Tesla: Man Out of Time
- Author: Margaret Cheney
- Language: English
- Publisher: Prentice Hall
- Publication date: November 11, 1981
- Pages: 320 pages
- ISBN: 9780-139068591
- OCLC: 7672251
- Dewey Decimal: 621.3/092/4B 19
- LC Class: TK140.T4 C47

= Tesla: Man Out of Time =

Tesla: Man Out of Time (ISBN 0139068597) is a 1981 biography of Nikola Tesla by Margaret Cheney. The book describes the life of Nikola Tesla (1856–1943), the Serbian-American inventor.
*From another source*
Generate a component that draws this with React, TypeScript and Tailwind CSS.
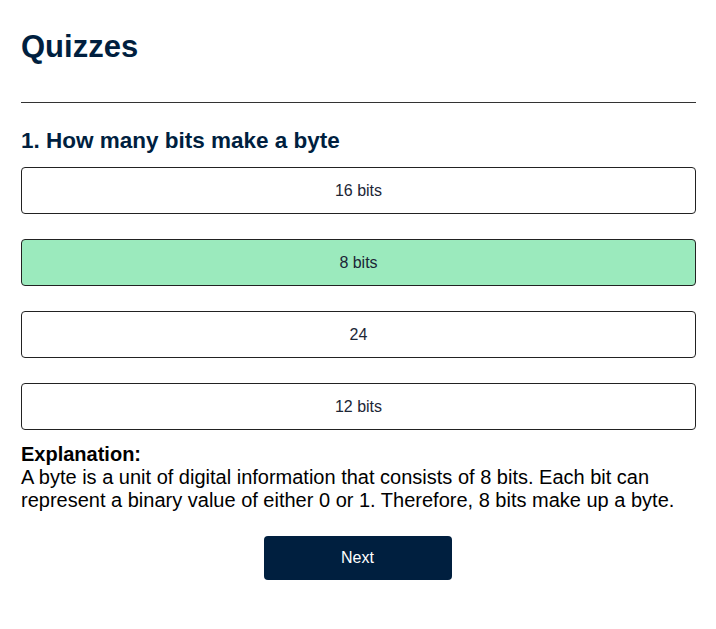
import { useState } from "react";

const options = ["16 bits", "8 bits", "24", "12 bits"];

const App = () => {
  const [selected, setSelected] = useState(1);

  return (
    <div
      className="pl-[21px] pr-5 pt-[30px] bg-white min-h-screen text-black"
      style={{ fontFamily: '"Liberation Sans", Arial, sans-serif' }}
    >
      <h1 className="text-[31px] leading-[34px] font-bold text-[#001f3f]">Quizzes</h1>
      <hr className="mt-[38px] border-t border-[#333333]" />
      <h2 className="mt-[25px] text-[22.5px] leading-[25px] font-bold text-[#001f3f]">
        1. How many bits make a byte
      </h2>
      <div className="mt-[14px] flex flex-col gap-[25px]">
        {options.map((option, i) => (
          <button
            key={option}
            onClick={() => setSelected(i)}
            className={`h-[47px] w-full rounded border border-[#222222] text-base text-[#1c2636] ${
              selected === i ? "bg-[#9beabd]" : "bg-white"
            }`}
          >
            {option}
          </button>
        ))}
      </div>
      <div className="mt-[13px] text-[20px] leading-[23px]">
        <p className="font-bold">Explanation:</p>
        <p>
          A byte is a unit of digital information that consists of 8 bits. Each bit can
          represent a binary value of either 0 or 1. Therefore, 8 bits make up a byte.
        </p>
      </div>
      <div className="mt-6 flex justify-center pr-[2px]">
        <button className="h-[44px] w-[188px] rounded bg-[#001f3f] text-base text-white">
          Next
        </button>
      </div>
    </div>
  );
};

export default App;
Margaret Cheney's narrative details Tesla's childhood during the 1850s and 1860s in the then Austro-Hungarian Empire, his 1884 arrival in New York, becoming an American citizen in 1891, his inventions and contributions to engineering, up to his death New York at age 86 during the middle of World War II in 1943. The book is focused largely on Tesla's personality and not his inventions.

==Reception==
Writing in The Boston Phoenix, David Solomon noted that Cheney "gives little credence to the visionary dimension of Tesla’s work," "misses the obvious connection between Tesla’s repeated fleecings at the hands of businessmen and scientists alike, and "dismisses Tesla’s lifelong commitment to social utopianism and his resistance to commercialization." "Likewise, Cheney’s treatment of Tesla’s most controversial project — known as the Colorado Experiments — is unduly critical." Nevertheless, Solomon concluded that "Although Man Out of Time lacks a satisfying analytical perspective, it is nevertheless an important book, simply because we are in danger of forgetting Nikola Tesla. It is especially significant in being the first book to recall the mystery and promise of Tesla’s work during this era of energy crisis.